New Study Shows Why Some U.S. Immigrants Study Math Rather Than Poetry

The future occupations of U.S. immigrant children are influenced by how similar their native language is to English, finds a new study by scholars at Duke University and the U.S. Naval Postgraduate School.

“The more difficult it is for the child to learn English, the more likely they will invest in math/logic and physical skills over communications skills,” said co-author Marcos Rangel, an assistant professor of public policy and economics at Duke’s Sanford School of Public Policy. “It is really a story about what skills people who immigrated as children develop given the costs and benefits associated with the learning processes.”
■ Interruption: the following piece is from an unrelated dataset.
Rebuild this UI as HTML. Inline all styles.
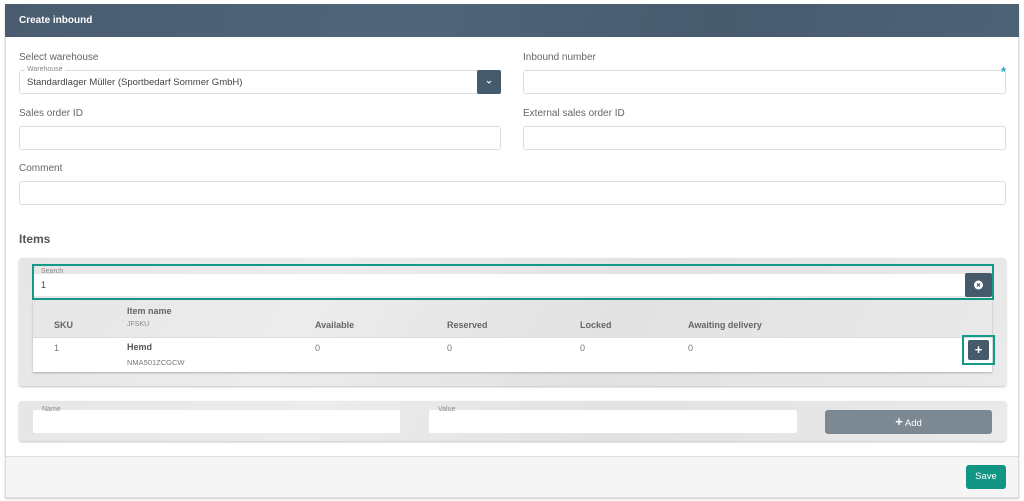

Two factors strongly influence the skills immigrants use as adults, researchers found: immigration before the age of 10, and whether immigrants’ native language is linguistically distant from English.

Immigrants who arrive before the age of 10 pursue occupations very similar to those pursued by native-born Americans. They develop the same range of skills as native-borns, including communication, math/logic, socio-emotional and physical skills.

But for those who are older when they immigrate, the picture is different. After age 10, learning a second language is more difficult, and a child’s particular linguistic background matters more. Some languages, such as Vietnamese, are linguistically very distant from English. Children from those countries are more likely to major in science, technology, engineering and math (STEM) fields than those whose native language is linguistically close to English, such as German.

“Late arrivals from English-distant countries develop a comparative advantage in math/logic, socio-emotional and physical skills relative to communication skills which ultimately generates the occupational segregation we are used to seeing in the labor market,” Rangel said.

The choice of majors made it clear that where these immigrants ended up in the labor market was not just because of different treatment by employers. It was also due to “the way the immigrants themselves look ahead and invest their time in becoming skilled in different tasks,” Rangel said.

The study, published online in the journal Demography on March 20, provides insight into why “some U.S. immigrants find it more attractive to invest in brawn rather than in brain, in mathematics rather than in poetry, in science rather than in history,” write Rangel and co-author Marigee Bacolod, associate professor of economics at the U.S. Naval Postgraduate School’s Graduate School of Business and Public Policy.

“Public policy designed to improve the education of English-learners could potentially have distinct long-lasting effects over the assimilation of immigrant children and over the future distribution of skills within the U.S. workforce,” the authors conclude.

The researchers used data from the 1990 and 2000 U.S. Censuses, the 2009 to 2013 American Community Survey and the Dictionary of Occupational Titles and the Occupational Information Network. The researchers also used a measure developed by the Max Planck Institute of Evolutionary Anthropology to determine the distance of a language from English.

CITATION: “Economic Assimilation and Skill Acquisition: Evidence from the Occupational Sorting of Childhood Immigrants” by Marigee Bacolod, U.S. Naval Postgraduate School and Marcos Rangel, Duke University. Demography, March 20 2017.